For this to work properly, a few changes were needed in EOSIO from Block.one:
- Ability to establish bi-directional blocks-only connections (added in EOSIO 2.0.2 only)
- Ability to limit the CPU used to create blocks in the signing node (added in EOSIO 1.8.11 and 2.0.2).
As these changes were made available, block producers quickly deployed them and assigned a CPU-effort value of 50%. This dramatically reduced the number of dropped blocks.
This architecture is working very well at the time of publication, but a few more adjustments are needed to reduce the remaining dropped blocks further. To guide future changes, Block.one wrote a detailed explanation of how to configure settings to assure blocks arrive on time.
Second Connection: Transactions
In this new node architecture, block producers also had to create a transactions network. Note: the transactions network also includes blocks.
All incoming transactions, no matter where they are coming from, must consolidate into a single “transaction peer” node that connects to the signing node. This node must handle as many transactions as possible, but also must not overwhelm the signing node with too many transactions so as to allow the signing node to continue producing blocks efficiently.
To handle the incoming transaction volume, Block producers might wish to use EOSIO 2.0 with EOS-VM enabled. However, using EOS-VM would overwhelm an block signing node runing version 1.8. In this case an extra “barrier” 1.8 node is needed to slow down the transactions and allow the signing node to function efficiently.
While block producers were optimizing the block-only delivery mechanism, the ability to process transactions was temporarily reduced. This negatively impacted some dapps due to transactions getting lost. This should no longer be an issue.
Conclusion
Figuring out the problem and coming up with a solution was a very collaborative effort between the Top 21 and Block.one. This took a tremendous amount of work and coordination on the part of many teams located all around the world. For example, at one point several adjacent block producers sent in their logs to Block.one so issues could be traced going from one block producer to the next. It’s normal that some teams were more involved than others, but all the teams contributed what they had to. We also want to give a special shout out to WhaleEx who provided great leadership by coming up with the solution, as well as offering a lot of help implementing it.
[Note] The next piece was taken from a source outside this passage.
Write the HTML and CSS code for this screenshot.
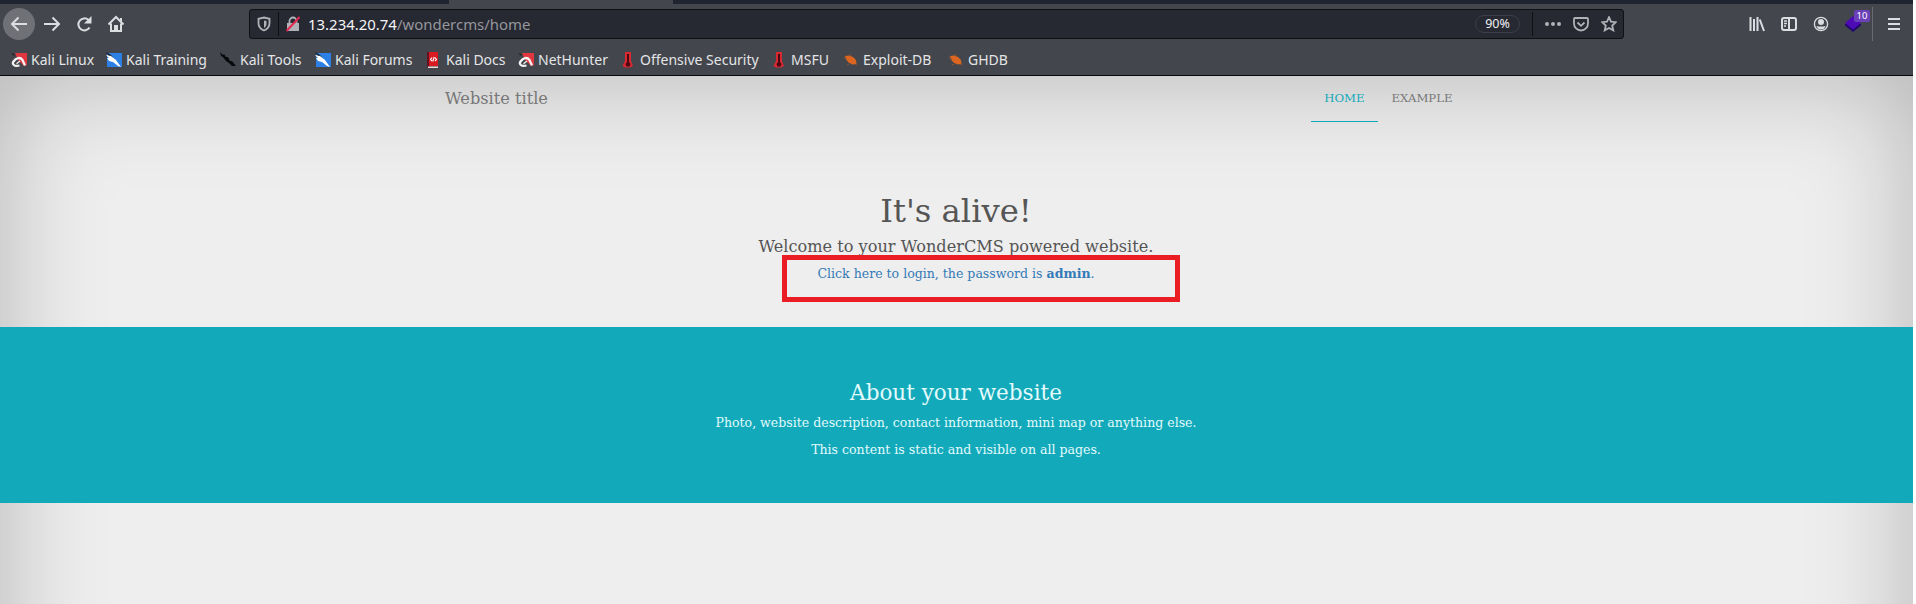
FILE: index.html
```html
<!DOCTYPE html>
<html lang="en">
<head>
<meta charset="utf-8">
<title>Website title - Home</title>
<link rel="stylesheet" href="styles.css">
</head>
<body>
<svg class="defs" width="0" height="0">
  <symbol id="dragon" viewBox="0 0 16 16"><path fill="#e0363f" d="M4 1h12v12l-3 1-6-6z"/><path fill="#26242a" d="M0 1l4 1-1 2z"/><path fill="none" stroke="#f4f2f2" stroke-width="2.3" d="M8.500 13.500C3 15 .8 12 2.500 9.500 5 6 9 4.500 11.500 8l2.500 5.500"/><path fill="none" stroke="#f4f2f2" stroke-width="1.300" d="M5.500 11.800L9 9"/></symbol>
  <symbol id="knife" viewBox="0 0 16 16"><path fill="#2c7fe4" d="M1 1h15v14H1z"/><path fill="#17181c" d="M0 0l5 3 4 5-5-2z"/><path fill="#fff" d="M0 3l5 1 5 4 5 7-3-1-5-4-4-1-2-3 2 0z"/></symbol>
  <symbol id="tool" viewBox="0 0 16 16"><path fill="#08090b" d="M0 0l3 3 1-1 2 3 2 0 2 4 2 0 4 5-4 0-3-3-3-2-3-4-2-1z"/></symbol>
  <symbol id="book" viewBox="0 0 16 16"><path fill="#641220" d="M1 0h3v15H1z"/><path fill="#d91a22" d="M3 0h9v14H3z"/><path fill="#f3d8d8" d="M2 14.500h10V16H2z"/><path fill="none" stroke="#fff" stroke-width="1.100" d="M6 5.500L4.500 7.500 6 9M9 5.500l1.500 2L9 9M8.200 5L6.800 9.500"/></symbol>
  <symbol id="thermo" viewBox="0 0 16 16"><path fill="#da2833" d="M5 0h6v9l2 5-3 1.500H5L2.500 14 5 9z"/><path fill="#4b0810" d="M7 2h2v8l1.500 2-1 2.500h-3L5.500 12 7 10z"/></symbol>
  <symbol id="bug" viewBox="0 0 16 16"><path fill="#dc661f" d="M2 4l4-.5 4 1.500 3 3 .5 4-4 .5-4-2-2.500-3z"/><path stroke="#8d5233" d="M1 6l3 1M6 12l-2 1M12 12l2 1M7 4l1-2"/></symbol>
</svg>
<div class="window">
  <header class="chrome">
    <div class="tabs"><div class="tab"></div></div>
    <div class="toolbar">
      <div class="nav-buttons">
        <span class="back"><svg width="18" height="18" viewBox="0 0 18 18"><path d="M17 9H2.500M8.500 2.500L2 9l6.500 6.500"/></svg></span>
        <svg width="18" height="18" viewBox="0 0 18 18"><path d="M1 9h14.500M9.500 2.500L16 9l-6.500 6.500"/></svg>
        <svg width="18" height="18" viewBox="0 0 18 18"><path d="M14.500 12.500A6 6 0 1 1 13.500 5"/><path class="solid" d="M16.500 1v7.500H9z"/></svg>
        <svg width="18" height="18" viewBox="0 0 18 18"><path d="M1.500 9.500L9 2l7.500 7.500M4 8.500V16h10V8.500"/><path class="solid" d="M7 10h4v6H7z"/><path class="solid" d="M13 3h2v4l-2-2z"/></svg>
      </div>
      <div class="urlbar">
        <svg class="shield" width="16" height="16" viewBox="0 0 16 16"><path d="M8 1.500l5.500 1.300v4.400c0 3.500-2 5.800-5.500 7.300-3.500-1.500-5.500-3.800-5.500-7.300V2.800z"/><path class="solid" d="M8 4.500l2.500.6V8C10.500 9.800 9.500 11 8 12z"/></svg>
        <span class="rule"></span>
        <svg class="lock" width="16" height="16" viewBox="0 0 16 16"><path class="solid" d="M2 7h12v8H2z"/><path d="M4.500 8V5a3.500 3.500 0 0 1 7 0v3"/><path class="slash" d="M1.500 15L14.500 1"/></svg>
        <span class="address"><b>13.234.20.74</b>/wondercms/home</span>
        <span class="zoom">90%</span>
        <span class="rule"></span>
        <svg class="dots" width="16" height="16" viewBox="0 0 16 16"><circle cx="2" cy="8" r="2"/><circle cx="8" cy="8" r="2"/><circle cx="14" cy="8" r="2"/></svg>
        <svg class="pocket" width="16" height="16" viewBox="0 0 16 16"><path d="M2 2h12q1 0 1 1v4.500a7 7 0 0 1-14 0V3q0-1 1-1z"/><path d="M4.500 6.500L8 9.800l3.500-3.300"/></svg>
        <svg class="star" width="16" height="16" viewBox="0 0 16 16"><path d="M8 1.200l2 4.500 4.800.5-3.600 3.300 1.100 4.900L8 12l-4.300 2.400 1.100-4.900L1.200 6.200 6 5.700z"/></svg>
      </div>
      <div class="actions">
        <svg width="16" height="16" viewBox="0 0 16 16"><path d="M1.500 1v14M5 3v12M8.500 1v14M10.800 3.500L15 15"/></svg>
        <svg width="16" height="16" viewBox="0 0 16 16"><rect x="1" y="2" width="14" height="12" rx="2"/><path d="M8 2v12"/><path class="thin" d="M3 5h3M3 7.500h3M3 10h2"/></svg>
        <svg width="16" height="16" viewBox="0 0 16 16"><circle class="thin" cx="8" cy="8" r="6.600"/><circle class="solid" cx="8" cy="6" r="3"/><path class="solid" d="M3.500 10q4.500 1 9 0-1 3.600-4.500 3.600T3.500 10z"/></svg>
        <span class="ext"><svg width="16" height="16" viewBox="0 0 16 16"><path class="low" d="M0 8h16v1.500L8 16 0 9.500z"/><path class="high" d="M8 0l8 7-8 6.500L0 7z"/></svg><span class="badge">10</span></span>
        <span class="divider"></span>
        <svg class="menu" width="12" height="14" viewBox="0 0 12 14"><path d="M0 2h12M0 7h12M0 12h12"/></svg>
      </div>
    </div>
    <nav class="bookmarks">
      <span><svg><use href="#dragon"/></svg>Kali Linux</span>
      <span><svg><use href="#knife"/></svg>Kali Training</span>
      <span><svg><use href="#tool"/></svg>Kali Tools</span>
      <span><svg><use href="#knife"/></svg>Kali Forums</span>
      <span><svg><use href="#book"/></svg>Kali Docs</span>
      <span><svg><use href="#dragon"/></svg>NetHunter</span>
      <span><svg><use href="#thermo"/></svg>Offensive Security</span>
      <span><svg><use href="#thermo"/></svg>MSFU</span>
      <span><svg><use href="#bug"/></svg>Exploit-DB</span>
      <span><svg><use href="#bug"/></svg>GHDB</span>
    </nav>
  </header>
  <main class="viewport">
    <div class="page">
      <div class="site-nav">
        <span class="brand">Website title</span>
        <div class="links"><a class="active">HOME</a><a>EXAMPLE</a></div>
      </div>
      <section class="hero">
        <h1>It's alive!</h1>
        <h4>Welcome to your WonderCMS powered website.</h4>
        <p>Click here to login, the password is <b>admin</b>.</p>
        <div class="highlight"></div>
      </section>
      <section class="about">
        <h3>About your website</h3>
        <p>Photo, website description, contact information, mini map or anything else.</p>
        <p>This content is static and visible on all pages.</p>
      </section>
    </div>
  </main>
</div>
</body>
</html>
```
FILE: styles.css
```css
* { box-sizing: border-box; }
body { margin: 0; background: #fff; overflow: hidden; }
h1, h3, h4, p { margin: 0; font-weight: normal; }
.defs { position: absolute; }
.window { width: 1913px; height: 604px; display: flex; flex-direction: column; }
.chrome { height: 76px; background: #43464c; border-bottom: 1px solid #08080c; font-family: "Noto Sans", sans-serif; color: #e4e5e7; }
.tabs { height: 4px; background: #202330; padding-left: 449px; }
.tab { width: 224px; height: 4px; background: #43464c; }
.toolbar { height: 40px; display: flex; align-items: center; }
.toolbar svg { fill: none; stroke: #dcdde0; stroke-width: 2; flex: none; }
.toolbar svg .solid { fill: #dcdde0; stroke: none; }
.toolbar svg .thin { stroke-width: 1.3; }
.nav-buttons { width: 249px; padding-left: 3px; display: flex; align-items: center; gap: 14px; }
.back { width: 32px; height: 32px; border-radius: 50%; background: #6f7176; display: flex; align-items: center; justify-content: center; margin-right: -6px; }
.urlbar { width: 1375px; height: 30px; background: #262832; border: 1px solid #101117; border-radius: 3px; display: flex; align-items: center; padding: 0 6px; }
.urlbar svg { stroke: #b1b2b7; stroke-width: 1.8; }
.urlbar svg .solid { fill: #b1b2b7; }
.rule { width: 1px; height: 24px; background: #0f1016; margin: 0 6px; }
.urlbar .slash { stroke: #e22850; stroke-width: 2; }
.address { margin-left: 7px; font-size: 14.95px; line-height: 20px; color: #96979d; flex: 1; }
.address b { font-weight: normal; color: #f5f5f7; }
.zoom { width: 45px; height: 18px; border: 1px solid #3d3f48; border-radius: 9px; font-size: 12.5px; line-height: 16px; text-align: center; color: #f0f0f2; margin-right: 6px; }
.urlbar .dots { fill: #b1b2b7; stroke: none; margin-left: 6px; }
.pocket, .star { margin-left: 12px; }
.actions { margin-left: 125px; display: flex; align-items: center; gap: 16px; }
.ext { position: relative; width: 16px; height: 16px; display: flex; }
.toolbar .low { fill: #22086e; stroke: none; }
.toolbar .high { fill: #4c0bb4; stroke: none; }
.badge { position: absolute; left: 9px; top: -6px; width: 16px; height: 12px; border-radius: 2px; background: #6b41b8; font-size: 9.5px; line-height: 12px; text-align: center; color: #fff; }
.divider { width: 1px; height: 34px; background: #6a6c72; margin-left: -5px; }
.menu { margin-left: -1px; }
.bookmarks { height: 31px; padding-left: 11px; display: grid; grid-template-columns: 95px 114px 95px 111px 92px 102px 151px 72px 105px 80px; align-items: center; font-size: 14px; line-height: 20px; white-space: nowrap; }
.bookmarks span { display: flex; align-items: center; gap: 4px; }
.bookmarks svg { width: 16px; height: 16px; flex: none; }
.viewport { flex: 1; min-height: 0; overflow: hidden; }
.page { height: 760px; padding-right: 1px; background: #eee; box-shadow: inset 0 0 105px rgba(0,0,0,.25); font-family: "DejaVu Serif", serif; font-size: 12.55px; line-height: 18px; color: #555; }
.site-nav { height: 46px; padding: 0 446px 0 445px; display: flex; justify-content: space-between; }
.brand { font-size: 16.2px; line-height: 24px; padding-top: 11px; color: #777; }
.links { display: flex; font-size: 11.7px; line-height: 18px; color: #777; }
.links a { padding: 13px 13.5px 0; height: 46px; }
.links .active { color: #12a9ba; border-bottom: 1px solid #12a9ba; }
.hero { position: relative; height: 205px; padding-top: 71px; text-align: center; }
.hero h1 { font-size: 32.3px; line-height: 36px; }
.hero h4 { font-size: 16.15px; line-height: 18px; margin-top: 9px; }
.hero p { margin-top: 9px; color: #337ab7; }
.highlight { position: absolute; left: 782px; top: 133px; width: 398px; height: 47px; border: 5px solid #ea1c24; }
.about { height: 176px; padding-top: 54px; margin-right: -1px; padding-right: 1px; background: #12a9ba; color: #e3fbfd; text-align: center; }
.about h3 { font-size: 21.5px; line-height: 24px; margin-bottom: 9px; }
.about p + p { margin-top: 9px; }
```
As a final note, it’s important to know that not all block producers have the exact same configuration. Node topology, CPU speed, transaction load and EOSIO versions do have some variation as different block producers have different needs and requirements. EOS Nation continues to work with Block.one to work towards having more than 2 connections to the block signing node so that it is operating with efficiency and redundancy.
This summary should be helpful for other block producers on EOS as well as other EOSIO network block producers who might want to come up with similar design to prevent overloading.
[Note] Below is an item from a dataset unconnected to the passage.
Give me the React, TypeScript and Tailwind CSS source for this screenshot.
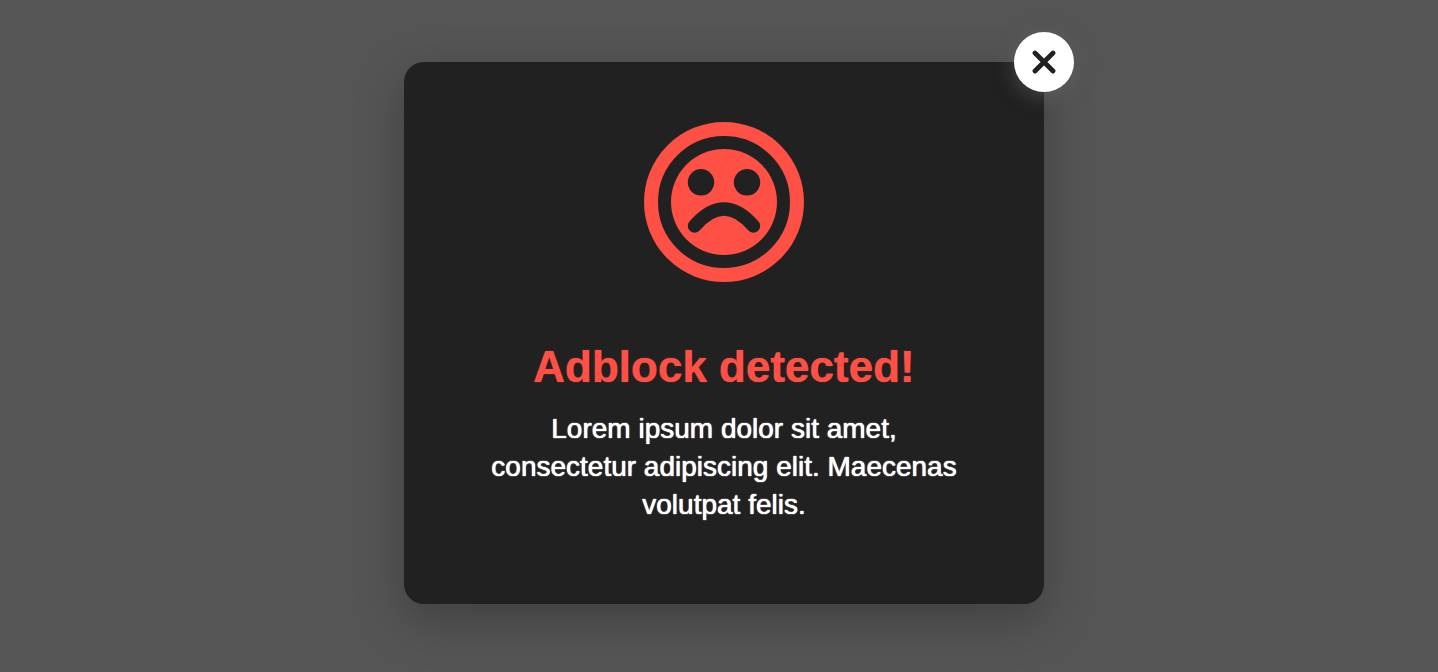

Issues That Would Help With Troubleshooting:
GitHub EOSIO Pull Requests:
- Remove new block id notify feature – 2.0 #8471
- Report block header diff when digests do not match – 2.0 #8472
- Drop late blocks – 1.8 #8495
- Drop late blocks – 2.0 #8496
- CPU block effort – 1.8 #8507
- Consolidated Security Fixes for 2.0.1 #8514
- Consolidated Security Fixes for 1.8.10 #8516
- Handle socket close before async callback – 2.0 #8526
- Net plugin dispatch – 2.0 #8546
- Net plugin send priority – 1.8 #8547
- Net plugin unlinkable blocks – 2.0 #8552
- Drop late check – 2.0 #8555
- Read-only with drop-late-block – 2.0 #8557
- Net plugin post – 2.0 #8561
- Delayed production time – 2.0 #8564
- CPU block effort – 2.0 #8571
- Net plugin unlinkable – 1.8 #8572
- CPU effort last block – 1.8 #8574
- CPU effort last block – 2.0 #8578
- P2P read only – 2.0 #8583
- Producer plugin log – 2.0 #8589
- Init net_plugin member variables – 1.8 #8616
- Init net_plugin member variables – 2.0 – #8617
- Exit transaction early when insufficient account cpu – 2.0 #8638
- Produce block when max_block_cpu_usage reached #8649
- Produce block immediately if exhausted – 2.0 #8651
Diagram Details
Here are the configuration technical details:
- Producer Node
1.8.x or 2.0.x, wabt, speculative, cpu-effort-percent = 50 – 80 - Blocks Peer Node
2.0.x, eos-vm-jit, read-only, full validation - Transactions Barrier Node
1.8.x, wabt, speculative, light validation - Transactions Peer Node
2.0.x, eos-vm-jit, speculative, full validation
EOS Nation is a top 21 Block Producer on the EOS public network. We earn inflation rewards based on the percentage of tokens staked towards us. Those rewards are shared back with token holders through our Proxy4Nation Reward Proxy and also reinvested into EOSIO community, tools, and infrastructure. Help grow the ecosystem by staking your vote to eosnationftw or proxying to proxy4nation.
These updates for EOSNation are awesome and help me believe my investment in EOS is in good hands. It would be great if all BPs published a similar report from each of their perspectives on a regular basis. One of the greatest fuels for FUD in this is space (other than plain old lies) is silence. Thanks for your great work and please encourage other BPs to follow your lead in great comms.
Thank you for reading and for the wonderful comment! As for other BPs publishing similar reports, we don’t feel there is that much of a need for it. We are happy to take on this role of “leading communicator” within the Top21.